Two regimes are explored. In the IQH case the bound state is a “magnetic trion”: a 1s interlayer exciton bound to a single hole (the absence of an electron) in the lowest Landau level (LLL). Exact diagonalization (ED) of the few‑body Hamiltonian shows that the binding energy grows with magnetic field B and with the inter‑layer spacing d, vanishing as B→0. The dominant contribution comes from the 1s exciton and the LLL hole; higher Landau levels are suppressed by a factor (a_X/l_B)^2≈10⁻² at B≈16 T.
The more striking result concerns the ν = 1/3 Laughlin FQH state. Here the authors treat up to eight electrons on a sphere threaded by a magnetic monopole (the standard spherical geometry for FQH calculations). To keep the Hilbert space tractable they apply a Lee‑Low‑Pines (LLP) unitary transformation that rotates the electronic subsystem into the exciton’s co‑moving frame, thereby fixing the exciton at the north pole while preserving total angular momentum. ED of the transformed Hamiltonian yields a low‑energy manifold whose ground state occurs at total angular momentum J = J_qh = N/2, exactly the angular momentum of an isolated quasihole. The dispersion E(J)∝(J−J_qh)² indicates a finite effective mass for the bound object, i.e., a mobile anyon‑trion.

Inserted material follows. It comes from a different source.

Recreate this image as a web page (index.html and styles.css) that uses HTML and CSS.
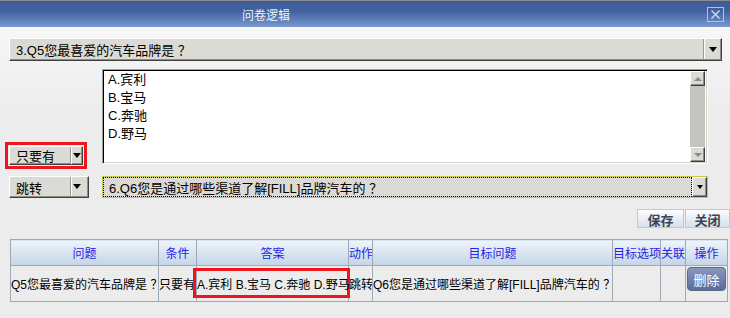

Two robust gaps appear in the spectrum for all particle numbers. Finite‑size scaling (∝1/N) extrapolates these gaps to ≈0.5 meV for a mobile anyon‑trion and ≈0.9 meV for a static (localized) anyon‑trion. Importantly, the binding energy scales linearly with the quasihole’s fractional charge (e/3), providing a direct optical signature of anyonic charge.
Experimentally, the authors propose a device where the MoSe₂/WSe₂ bilayer is separated from graphene by a thin hBN spacer (d≈0.6 nm). A quantum‑twisting microscope (QTM) tip creates a localized defect that traps an IX, turning it into a nanoscale quantum emitter. When a quasihole passes beneath the trapped IX, the reduced repulsion leads to a red‑shift of the IX photoluminescence (PL) line by the binding energy. Because the PL linewidth in TMD heterostructures can be sub‑meV, this red‑shift should be directly observable. By scanning the tip or by using multiple trapped IXs, one could map the spatial distribution of quasiholes with nanometer resolution and verify the linear dependence of the shift on the fractional charge.

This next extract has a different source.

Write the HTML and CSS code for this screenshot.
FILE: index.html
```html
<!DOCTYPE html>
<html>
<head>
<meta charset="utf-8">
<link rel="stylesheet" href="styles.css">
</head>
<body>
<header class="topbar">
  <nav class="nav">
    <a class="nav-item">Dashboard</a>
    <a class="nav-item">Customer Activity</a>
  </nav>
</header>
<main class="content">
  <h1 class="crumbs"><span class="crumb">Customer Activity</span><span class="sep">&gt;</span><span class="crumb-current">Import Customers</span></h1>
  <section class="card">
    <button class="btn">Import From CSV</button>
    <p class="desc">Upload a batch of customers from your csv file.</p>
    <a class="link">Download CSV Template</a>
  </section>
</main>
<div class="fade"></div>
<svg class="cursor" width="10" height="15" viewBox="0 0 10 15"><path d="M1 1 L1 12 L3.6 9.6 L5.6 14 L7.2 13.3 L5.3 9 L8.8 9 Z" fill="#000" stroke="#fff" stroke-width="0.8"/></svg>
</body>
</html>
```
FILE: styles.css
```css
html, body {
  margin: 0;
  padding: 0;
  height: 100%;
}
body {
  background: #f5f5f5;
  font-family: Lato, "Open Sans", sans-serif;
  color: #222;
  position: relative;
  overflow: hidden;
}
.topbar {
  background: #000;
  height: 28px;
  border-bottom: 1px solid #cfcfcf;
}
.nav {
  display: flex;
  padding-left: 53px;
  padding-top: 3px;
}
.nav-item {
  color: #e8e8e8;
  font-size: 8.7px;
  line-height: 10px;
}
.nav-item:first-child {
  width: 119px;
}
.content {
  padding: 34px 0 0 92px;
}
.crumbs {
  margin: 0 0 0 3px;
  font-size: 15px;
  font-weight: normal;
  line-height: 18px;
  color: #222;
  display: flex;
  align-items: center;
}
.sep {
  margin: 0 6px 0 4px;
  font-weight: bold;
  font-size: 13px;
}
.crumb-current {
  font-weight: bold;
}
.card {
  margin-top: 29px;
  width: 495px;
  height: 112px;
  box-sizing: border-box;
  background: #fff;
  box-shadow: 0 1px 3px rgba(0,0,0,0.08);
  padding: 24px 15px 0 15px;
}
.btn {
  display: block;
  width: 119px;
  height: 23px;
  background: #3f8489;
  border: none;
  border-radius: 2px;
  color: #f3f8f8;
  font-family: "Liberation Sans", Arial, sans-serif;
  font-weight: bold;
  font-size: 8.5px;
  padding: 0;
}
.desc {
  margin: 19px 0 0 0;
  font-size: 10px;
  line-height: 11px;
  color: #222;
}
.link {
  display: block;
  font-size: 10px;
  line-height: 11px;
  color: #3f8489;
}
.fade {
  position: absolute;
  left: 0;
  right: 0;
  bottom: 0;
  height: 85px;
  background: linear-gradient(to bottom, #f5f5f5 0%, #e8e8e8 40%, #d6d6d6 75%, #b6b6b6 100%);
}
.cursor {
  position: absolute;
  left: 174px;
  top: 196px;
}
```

Methodologically, the work combines several sophisticated techniques: exact diagonalization of few‑body Hamiltonians in Landau‑quantized systems, the LLP transformation to exploit rotational symmetry, and realistic modeling of the exciton‑electron interaction V_Xe(r) that incorporates dielectric screening from hBN and the finite inter‑layer distance. The calculations are performed for realistic magnetic fields (B≈16 T) and material parameters (exciton mass, binding energy ≈100 meV), ensuring that the predicted binding energies are experimentally accessible.
In summary, this paper introduces anyon‑trions as a new class of quasiparticles that bind a photogenerated interlayer exciton to a fractional quasihole. The proposal offers a bulk, optical route to detect and manipulate individual anyons, overcoming the spatial limitations of edge‑state interferometry. If realized, it would constitute a major step toward bulk anyon braiding and could open pathways for topological quantum information processing using optically addressable quasiparticles in van der Waals heterostructures.